When they did a roundup of major surveys researcher professors Mark Aguiar and Erik Hurst found “a growing inequality in leisure that is the mirror image of the growing inequality of wages and expenditures.”

Meanwhile, the official figures fail to capture the way in which work has infiltrated leisure time and a punishing culture of “always on” employees has flourished alongside the agonized debates about work-life balance. Those people experiencing the smallest gains in leisure time were the same people who were most engaged in the work-life debate.

This was apparent when Anne-Marie Slaughter wrote in 2012 about her reasons for quitting a powerful job at the U.S. State Department in an article titled ‘Why Women Still Can’t Have It All’. Among the many responses to Slaughter was Facebook’s chief operating officer, Sheryl Sandberg, who argued that young women should be as ambitious as possible and “lean in” to their careers.

A close look at Kanter’s assessment of working conditions in the US 45 years after her landmark book is useful. You would expect that after decades of talking about it, digital forests of blog posts and shelves of business books, the impact of “balance” would be discernible in the economy. Not so.

“Certainly institutional structures don’t make it easy to balance work and the rest of life,” Kanter wrote in the Harvard Business Review in 2012. “This is especially true in the US, where vacations are short, sabbaticals are rare, school schedules don’t align with office hours, and working parents cobble together their own costly support systems.”
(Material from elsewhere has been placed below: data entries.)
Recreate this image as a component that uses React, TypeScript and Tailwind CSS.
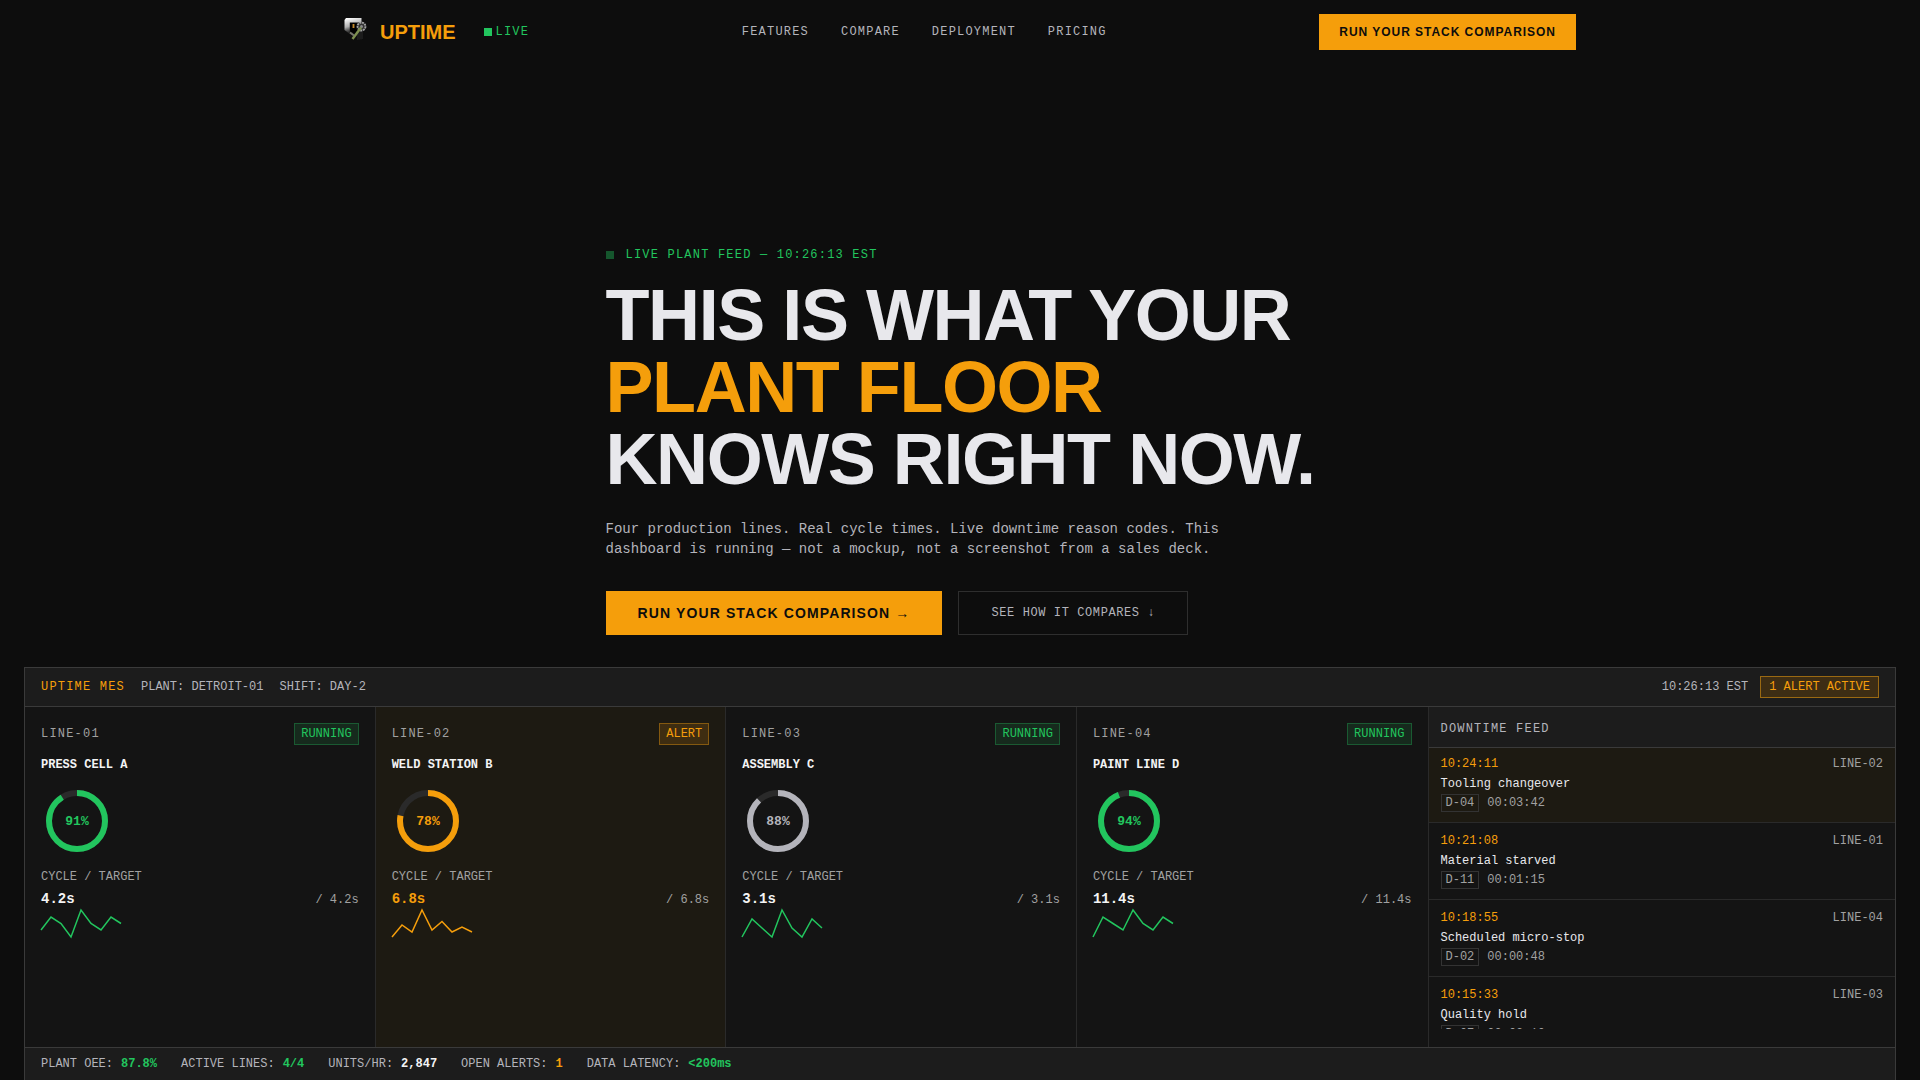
import React from "react";

const mono = "font-['Liberation_Mono',monospace]";

type Tone = "green" | "amber" | "gray";

interface Line {
  id: string;
  name: string;
  oee: number;
  cycle: string;
  target: string;
  alert: boolean;
  ring: Tone;
  points: number[];
}

const lines: Line[] = [
  { id: "LINE-01", name: "PRESS CELL A", oee: 91, cycle: "4.2s", target: "4.2s", alert: false, ring: "green", points: [21, 8, 14.5, 28, 1, 14.5, 21, 8, 14.5] },
  { id: "LINE-02", name: "WELD STATION B", oee: 78, cycle: "6.8s", target: "6.8s", alert: true, ring: "amber", points: [28, 16, 23, 1, 21, 12.5, 23, 18, 23] },
  { id: "LINE-03", name: "ASSEMBLY C", oee: 88, cycle: "3.1s", target: "3.1s", alert: false, ring: "gray", points: [28, 10, 19, 28, 1, 19, 28, 10, 19] },
  { id: "LINE-04", name: "PAINT LINE D", oee: 94, cycle: "11.4s", target: "11.4s", alert: false, ring: "green", points: [28, 8, 14.5, 21, 1, 14.5, 21, 8, 14.5] },
];

const feed = [
  { time: "10:24:11", line: "LINE-02", reason: "Tooling changeover", code: "D-04", duration: "00:03:42", active: true },
  { time: "10:21:08", line: "LINE-01", reason: "Material starved", code: "D-11", duration: "00:01:15", active: false },
  { time: "10:18:55", line: "LINE-04", reason: "Scheduled micro-stop", code: "D-02", duration: "00:00:48", active: false },
  { time: "10:15:33", line: "LINE-03", reason: "Quality hold", code: "D-07", duration: "00:02:10", active: false },
];

const stats = [
  { label: "PLANT OEE:", value: "87.8%", color: "text-[#22c55e]" },
  { label: "ACTIVE LINES:", value: "4/4", color: "text-[#22c55e]" },
  { label: "UNITS/HR:", value: "2,847", color: "text-[#f4f4f5]" },
  { label: "OPEN ALERTS:", value: "1", color: "text-[#f59e0b]" },
  { label: "DATA LATENCY:", value: "<200ms", color: "text-[#22c55e]" },
];

const toneColor: Record<Tone, string> = { green: "#22c55e", amber: "#f59e0b", gray: "#b4b4bb" };

function Logo() {
  return (
    <svg viewBox="0 0 28 28" className="size-7" aria-hidden="true">
      <defs>
        <filter id="soft" x="-20%" y="-20%" width="140%" height="140%">
          <feGaussianBlur stdDeviation="0.5" />
        </filter>
        <linearGradient id="plate" x1="0.2" y1="0" x2="0.5" y2="1">
          <stop offset="0" stopColor="#ffffff" />
          <stop offset="0.5" stopColor="#b0b0b0" />
          <stop offset="1" stopColor="#303030" stopOpacity="0.2" />
        </linearGradient>
      </defs>
      <g filter="url(#soft)">
        <path d="M2 0H17.5V4.5H5.8V16L0.5 12V2Z" fill="url(#plate)" />
        <path d="M6 5H14V13L9 17L6 12Z" fill="#060606" />
        <path d="M13 13L19 12V21L13 22Z" fill="#1c1c1c" />
        <rect x="8.6" y="6" width="1.8" height="4" fill="#c58a2c" />
        <circle cx="17.5" cy="8.5" r="4" fill="#333" stroke="#a3a3a3" strokeWidth="1.8" strokeDasharray="2 0.7" />
        <circle cx="17.5" cy="8.5" r="1.5" fill="#8b8b8b" />
        <path d="M8.5 21L17 9.5" stroke="#7d8f50" strokeWidth="2.4" />
        <path d="M6 14.5L10 17.5" stroke="#77776c" strokeWidth="2" />
      </g>
    </svg>
  );
}

function Nav() {
  return (
    <header className="mx-auto flex h-16 w-full max-w-[1280px] items-center justify-between px-6">
      <div className="flex items-center gap-7">
        <a href="#home" className="flex items-center gap-2 text-xl font-bold text-[#f59e0b]">
          <Logo />
          UPTIME
        </a>
        <span className={`flex items-center gap-1 text-xs tracking-widest text-[#22c55e] ${mono}`}>
          <span className="size-2 bg-[#22c55e]" />
          LIVE
        </span>
      </div>
      <nav className={`flex gap-8 text-xs tracking-widest text-[#b4b4bb] ${mono}`}>
        <a href="#features">FEATURES</a>
        <a href="#compare">COMPARE</a>
        <a href="#deployment">DEPLOYMENT</a>
        <a href="#pricing">PRICING</a>
      </nav>
      <button className="h-9 bg-[#f59e0b] px-5 text-xs font-bold tracking-[0.08em] text-[#0d0d0d]">
        RUN YOUR STACK COMPARISON
      </button>
    </header>
  );
}

function Hero() {
  return (
    <section className="flex justify-center pt-[183px] pb-8">
      <div>
        <p className={`flex items-center gap-3 text-xs tracking-widest text-[#22c55e] ${mono}`}>
          <span className="size-2 bg-[#22c55e] opacity-40" />
          LIVE PLANT FEED — 10:26:13 EST
        </p>
        <h1 className="mt-4 text-7xl leading-none font-bold tracking-[-0.02em] text-[#e8e8ec]">
          THIS IS WHAT YOUR
          <br />
          <span className="text-[#f59e0b]">PLANT FLOOR</span>
          <br />
          KNOWS RIGHT NOW.
        </h1>
        <p className={`mt-6 max-w-[640px] text-sm text-[#b4b4bb] ${mono}`}>
          Four production lines. Real cycle times. Live downtime reason codes. This dashboard is running — not a
          mockup, not a screenshot from a sales deck.
        </p>
        <div className="mt-8 flex gap-4">
          <button className="h-11 bg-[#f59e0b] px-8 text-sm font-bold tracking-[0.08em] text-[#0d0d0d]">
            RUN YOUR STACK COMPARISON →
          </button>
          <a
            href="#compare"
            className={`flex h-11 items-center border border-[#2e2e2e] px-8 text-xs tracking-wider text-[#b4b4bb] ${mono}`}
          >
            SEE HOW IT COMPARES ↓
          </a>
        </div>
      </div>
    </section>
  );
}

function OeeRing({ value, tone }: { value: number; tone: Tone }) {
  const length = 2 * Math.PI * 28;
  return (
    <svg viewBox="0 0 72 72" className="mt-3 size-[72px]" role="img" aria-label={`OEE ${value}%`}>
      <circle cx="36" cy="36" r="28" fill="none" stroke="#2a2a2a" strokeWidth="6" />
      <circle
        cx="36"
        cy="36"
        r="28"
        fill="none"
        stroke={toneColor[tone]}
        strokeWidth="6"
        strokeDasharray={`${(length * value) / 100} ${length}`}
        transform="rotate(-90 36 36)"
      />
      <text x="36" y="40" textAnchor="middle" fontSize="13" fontWeight="700" fill={toneColor[tone]}>
        {value}%
      </text>
    </svg>
  );
}

function LineCard({ line }: { line: Line }) {
  return (
    <article
      className={`border-r border-[#2a2a2a] p-4 last:border-r-0 ${line.alert ? "bg-[#1d1a12]" : "bg-[#141414]"}`}
    >
      <div className="flex items-center justify-between">
        <span className="tracking-widest text-[#a1a1a1]">{line.id}</span>
        <span
          className={
            line.alert
              ? "border border-[#845910] bg-[#3e2d11] px-1.5 py-0.5 text-[#f59e0b]"
              : "border border-[#1a5a32] bg-[#162a1d] px-1.5 py-0.5 text-[#22c55e]"
          }
        >
          {line.alert ? "ALERT" : "RUNNING"}
        </span>
      </div>
      <h2 className="mt-3 font-bold text-[#f4f4f5]">{line.name}</h2>
      <OeeRing value={line.oee} tone={line.ring} />
      <p className="mt-3 text-[#a1a1a1]">CYCLE / TARGET</p>
      <div className="mt-1 flex items-baseline justify-between">
        <span className={`text-sm font-bold ${line.alert ? "text-[#f59e0b]" : "text-[#f4f4f5]"}`}>{line.cycle}</span>
        <span className="text-[#a1a1a1]">/ {line.target}</span>
      </div>
      <svg viewBox="0 0 80 28" className="h-7 w-20 overflow-visible" aria-hidden="true">
        <polyline
          points={line.points.map((y, i) => `${i * 10},${y}`).join(" ")}
          fill="none"
          stroke={line.alert ? "#f59e0b" : "#22c55e"}
          strokeWidth="1.5"
        />
      </svg>
    </article>
  );
}

function DowntimeFeed() {
  return (
    <aside className="border-l border-[#2a2a2a] bg-[#141414]">
      <h2 className="border-b border-[#3a3a3a] bg-[#1c1c1c] px-3 pt-3.5 pb-2.5 tracking-widest text-[#b4b4bb]">
        DOWNTIME FEED
      </h2>
      <div className="h-[281px] overflow-hidden">
        <ul className="-mt-0.5">
          {feed.map((item) => (
            <li
              key={item.time}
              className={`border-b border-[#2a2a2a] px-3 py-2.5 ${item.active ? "bg-[#1d1a12]" : ""}`}
            >
              <div className="flex justify-between">
                <span className="text-[#f59e0b]">{item.time}</span>
                <span className="text-[#a1a1a1]">{item.line}</span>
              </div>
              <p className="mt-1 text-[#e8e8ec]">{item.reason}</p>
              <div className="mt-0.5 flex items-center gap-2 text-[#a1a1a1]">
                <span className="border border-[#333333] px-1">{item.code}</span>
                <span>{item.duration}</span>
              </div>
            </li>
          ))}
        </ul>
      </div>
    </aside>
  );
}

function Dashboard() {
  return (
    <section className={`mx-6 border border-[#3a3a3a] text-xs text-[#b4b4bb] ${mono}`}>
      <header className="flex items-center justify-between border-b border-[#3a3a3a] bg-[#1c1c1c] px-4 py-2">
        <div className="flex gap-4">
          <span className="tracking-widest text-[#f59e0b]">UPTIME MES</span>
          <span>PLANT: DETROIT-01</span>
          <span>SHIFT: DAY-2</span>
        </div>
        <div className="flex items-center gap-3">
          <span>10:26:13 EST</span>
          <span className="border border-[#9a6912] bg-[#3d2d14] px-2 py-0.5 text-[#f59e0b]">1 ALERT ACTIVE</span>
        </div>
      </header>
      <div className="grid min-h-[340px] grid-cols-[3fr_1fr]">
        <div className="grid grid-cols-4">
          {lines.map((line) => (
            <LineCard key={line.id} line={line} />
          ))}
        </div>
        <DowntimeFeed />
      </div>
      <footer className="flex gap-6 border-t border-[#3a3a3a] bg-[#1c1c1c] px-4 py-2">
        {stats.map((stat) => (
          <span key={stat.label} className="flex gap-2">
            {stat.label} <strong className={`font-bold ${stat.color}`}>{stat.value}</strong>
          </span>
        ))}
      </footer>
    </section>
  );
}

export default function App() {
  return (
    <div className="min-h-screen bg-[#0d0d0d] font-['Liberation_Sans',Arial,sans-serif]">
      <Nav />
      <main>
        <Hero />
        <Dashboard />
      </main>
    </div>
  );
}
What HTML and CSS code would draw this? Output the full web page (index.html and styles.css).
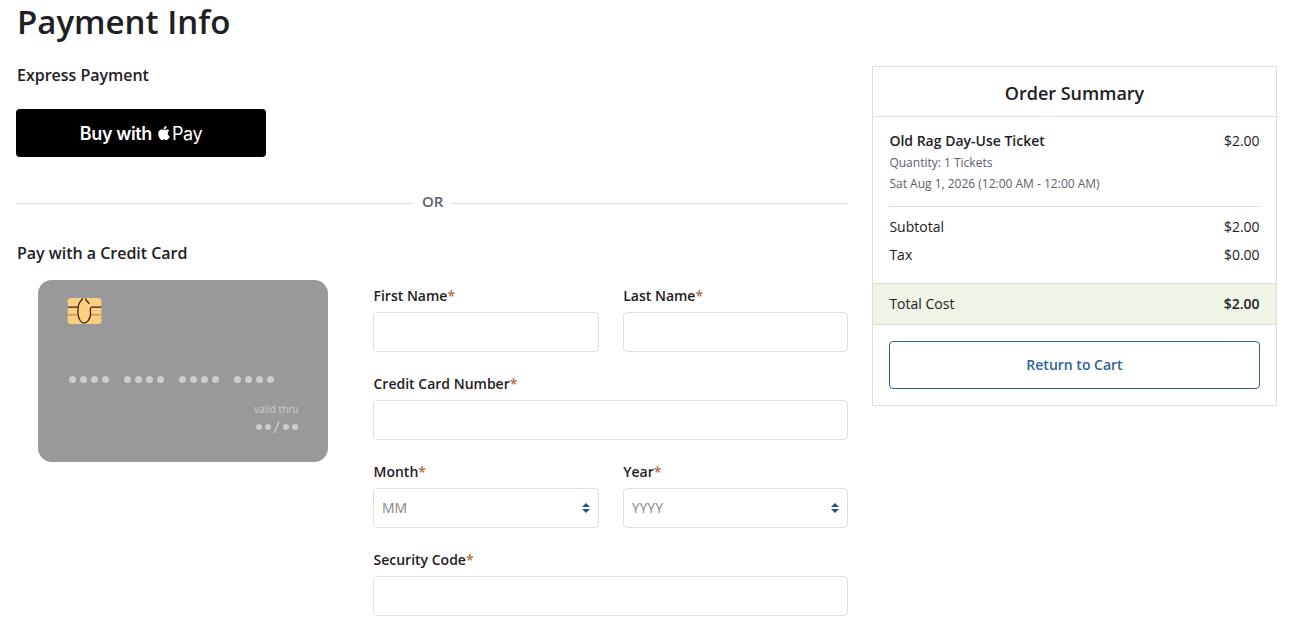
FILE: index.html
```html
<!DOCTYPE html>
<html lang="en">
<head>
    <meta charset="UTF-8">
    <meta name="viewport" content="width=device-width, initial-scale=1.0">
    <title>Payment Info</title>
    <link rel="stylesheet" href="styles.css">
</head>
<body>
    <h1>Payment Info</h1>

    <div class="page-grid">
        <main>
            <h2>Express Payment</h2>
            <button type="button" class="apple-pay">
                <span class="buy-with">Buy with</span>
                <svg class="apple-logo" viewBox="0 0 24 28" aria-hidden="true">
                    <path d="M17.1 0c.2 2-.6 3.700-1.700 5-1.200 1.300-2.700 2-4.200 1.900-.2-1.900.6-3.600 1.600-4.700C13.900.9 15.700.1 17.100 0zM22.700 9.500c-2.200 1.400-3.200 3.200-3.200 5.300 0 2.600 1.500 4.600 4.100 5.700-.8 2.100-1.800 3.900-3.200 5.600-1.100 1.300-2.100 1.900-3.400 1.900-1.700 0-2.500-1-4.500-1-2.100 0-2.900 1-4.500 1-1.500 0-2.600-.8-3.900-2.500C1.600 22.600.4 18.900.4 15.500.4 10.300 3.600 7 7.300 7c2.100 0 3.500 1.200 5.200 1.200 1.600 0 2.800-1.300 5.300-1.300 1.900 0 3.700.9 4.900 2.600z"/>
                </svg>
                <span class="pay">Pay</span>
            </button>

            <div class="divider"><span>OR</span></div>

            <h2>Pay with a Credit Card</h2>
            <div class="card-section">
                <div class="card-preview">
                    <svg class="chip" viewBox="0 0 35 27" aria-hidden="true">
                        <rect width="35" height="27" rx="3.500" fill="#fbcf7f"/>
                        <path d="M0 17.500h10M24 17.500h11" stroke="#b9744a" stroke-width="1" fill="none"/>
                        <path d="M0 9.500h11M35 9.500H24.500c-2 1.500-.5 4-.7 7.500-.5 5-3.800 9-6.800 9s-5.700-4-6.200-9c-.5-3 .2-5 .2-8 .5-3 2.500-6.500 5-8.500M18.500.5c.5 2 2.500 3.500 4 5.500" stroke="#3a211c" stroke-width="1.300" fill="none"/>
                    </svg>
                    <div class="card-number">
                        <span class="dots"><i></i><i></i><i></i><i></i></span>
                        <span class="dots"><i></i><i></i><i></i><i></i></span>
                        <span class="dots"><i></i><i></i><i></i><i></i></span>
                        <span class="dots"><i></i><i></i><i></i><i></i></span>
                    </div>
                    <div class="card-expiry">
                        <div class="valid-thru">valid thru</div>
                        <div class="expiry-date"><i></i><i></i><b>/</b><i></i><i></i></div>
                    </div>
                </div>

                <form class="card-form">
                    <div class="form-group">
                        <label for="first-name">First Name<em>*</em></label>
                        <input type="text" id="first-name" required>
                    </div>
                    <div class="form-group">
                        <label for="last-name">Last Name<em>*</em></label>
                        <input type="text" id="last-name" required>
                    </div>
                    <div class="form-group wide">
                        <label for="card-number">Credit Card Number<em>*</em></label>
                        <input type="text" id="card-number" required>
                    </div>
                    <div class="form-group">
                        <label for="month">Month<em>*</em></label>
                        <div class="select-wrap">
                            <select id="month"><option>MM</option></select>
                            <svg class="sort" viewBox="0 0 8 10" aria-hidden="true"><path d="M4 0l4 4H0zM4 10L0 6h8z"/></svg>
                        </div>
                    </div>
                    <div class="form-group">
                        <label for="year">Year<em>*</em></label>
                        <div class="select-wrap">
                            <select id="year"><option>YYYY</option></select>
                            <svg class="sort" viewBox="0 0 8 10" aria-hidden="true"><path d="M4 0l4 4H0zM4 10L0 6h8z"/></svg>
                        </div>
                    </div>
                    <div class="form-group wide">
                        <label for="security-code">Security Code<em>*</em></label>
                        <input type="text" id="security-code" required>
                    </div>
                </form>
            </div>
        </main>

        <aside class="summary">
            <h3>Order Summary</h3>
            <div class="summary-body">
                <div class="item">
                    <div class="line"><strong>Old Rag Day-Use Ticket</strong><span>$2.00</span></div>
                    <p>Quantity: 1 Tickets</p>
                    <p>Sat Aug 1, 2026 (12:00 AM - 12:00 AM)</p>
                </div>
                <div class="line cost"><span>Subtotal</span><span>$2.00</span></div>
                <div class="line cost"><span>Tax</span><span>$0.00</span></div>
            </div>
            <div class="line total"><span>Total Cost</span><strong>$2.00</strong></div>
            <div class="summary-footer">
                <button type="button" class="return-btn">Return to Cart</button>
            </div>
        </aside>
    </div>
</body>
</html>
```
FILE: styles.css
```css
* {
    box-sizing: border-box;
}

body {
    font-family: "Open Sans", sans-serif;
    font-size: 14px;
    color: #1e2024;
    margin: 0;
    padding: 0 16.400px 0 16px;
    height: 626px;
    overflow: hidden;
    background-color: #fff;
}

h1 {
    font-size: 33px;
    font-weight: 600;
    line-height: 44px;
    margin: 0 0 22px;
    padding-left: 1px;
}

h2 {
    font-size: 16px;
    font-weight: 600;
    line-height: 18px;
    margin: 0;
    padding-left: 1px;
    letter-spacing: -0.02px;
}

.page-grid {
    display: grid;
    grid-template-columns: repeat(12, 1fr);
    column-gap: 24px;
    align-items: start;
}

main {
    grid-column: span 8;
}

/* Express payment */
.apple-pay {
    display: flex;
    align-items: center;
    justify-content: center;
    width: 250px;
    height: 48px;
    margin: 25px 0 36px;
    padding: 0;
    border: none;
    border-radius: 4px;
    background-color: #000;
    color: #fff;
    font-family: Inter, sans-serif;
    font-size: 18px;
    cursor: pointer;
}

.buy-with {
    font-weight: 600;
    letter-spacing: -0.4px;
}

.apple-logo {
    width: 12px;
    height: 14px;
    margin: 0 2px 0 6px;
    fill: #fff;
}

.pay {
    letter-spacing: -0.4px;
}

.divider {
    display: flex;
    align-items: center;
    gap: 8px;
    height: 20px;
    margin-bottom: 31px;
    font-size: 15px;
    font-weight: 600;
    line-height: 16px;
    color: #5a616b;
}

.divider span {
    padding: 0 0 4px 1px;
}

.divider::before,
.divider::after {
    content: "";
    flex: 1;
    height: 1px;
    background-color: #dcdee0;
}

/* Credit card */
.card-section {
    display: grid;
    grid-template-columns: 333px 1fr;
    column-gap: 24px;
    margin-top: 18px;
}

.card-preview {
    width: 290px;
    height: 182px;
    margin: 0 auto;
    padding: 18px 29px;
    border-radius: 14px;
    background-color: #999;
    color: #ccc;
}

.chip {
    display: block;
    width: 35px;
    height: 26px;
}

.card-number {
    display: flex;
    gap: 15px;
    margin: 52px 0 0 2px;
}

.dots {
    display: flex;
    gap: 4px;
}

.dots i {
    width: 7px;
    height: 7px;
    border-radius: 50%;
    background-color: #ccc;
}

.card-expiry {
    display: flex;
    flex-direction: column;
    align-items: flex-end;
    margin-top: 19px;
}

.valid-thru {
    font-size: 10px;
    line-height: 14px;
}

.expiry-date {
    display: flex;
    align-items: center;
    gap: 3px;
    height: 18px;
    margin: 2px 1px 0 0;
}

.expiry-date i {
    width: 6px;
    height: 6px;
    border-radius: 50%;
    background-color: #ccc;
}

.expiry-date b {
    width: 6px;
    font-size: 17px;
    font-weight: 400;
    line-height: 18px;
    text-align: center;
}

.card-form {
    display: grid;
    grid-template-columns: 1fr 1fr;
    gap: 22px 24px;
    padding-top: 6px;
}

.wide {
    grid-column: span 2;
}

label {
    display: block;
    margin-bottom: 6px;
    padding-left: 0.500px;
    font-weight: 600;
    font-size: 14px;
    line-height: 20px;
}

label em {
    color: #b06a45;
    font-style: normal;
}

input,
select {
    display: block;
    width: 100%;
    height: 40px;
    padding: 0 8px;
    border: 1px solid #dcdee0;
    border-radius: 4px;
    background-color: #fff;
    font-family: inherit;
    font-size: 14px;
}

select {
    appearance: none;
    padding-bottom: 1px;
    color: #858585;
}

.select-wrap {
    position: relative;
}

.sort {
    position: absolute;
    top: 15px;
    right: 9px;
    width: 8px;
    height: 10px;
    fill: #205493;
}

/* Order summary */
.summary {
    grid-column: span 4;
    border: 1px solid #dcdee0;
}

.summary h3 {
    margin: 0;
    border-bottom: 1px solid #dcdee0;
    font-size: 18px;
    font-weight: 600;
    line-height: 48px;
    padding-top: 2px;
    height: 50px;
    text-align: center;
}

.summary-body {
    padding: 14px 16px;
}

.line {
    display: flex;
    justify-content: space-between;
    line-height: 20px;
}

.line strong {
    font-weight: 600;
}

.item {
    padding-bottom: 12px;
    margin-bottom: 6px;
    border-bottom: 1px solid #dcdee0;
}

.item p {
    margin: 1px 0 0;
    font-size: 12px;
    line-height: 20px;
    color: #5a616b;
}

.item .line {
    margin-bottom: 2px;
}

.cost {
    line-height: 28px;
}

.total {
    padding: 10px 16px;
    border-top: 1px solid #dcdee0;
    border-bottom: 1px solid #dcdee0;
    background-color: #eef4e6;
}

.summary-footer {
    padding: 16px;
}

.return-btn {
    display: block;
    width: 100%;
    height: 48px;
    padding-bottom: 3px;
    border: 1px solid #2e6396;
    border-radius: 4px;
    background-color: #fff;
    color: #2e6396;
    font-family: inherit;
    font-size: 14px;
    font-weight: 600;
    cursor: pointer;
}
```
So what of work-life? Rather than admit that it has been debunked it has rebranded itself as flexibility. Bob Drago, author of ‘Striking a Balance: Work, Family, Life,’ puts it rather well: “The field literally disappears in the term flexibility. I mean it just took over; because corporations were [wondering] what can we do that doesn’t cost us money? And flexibility was the answer.”

And like so many work-life scholars, he thinks this is a good thing.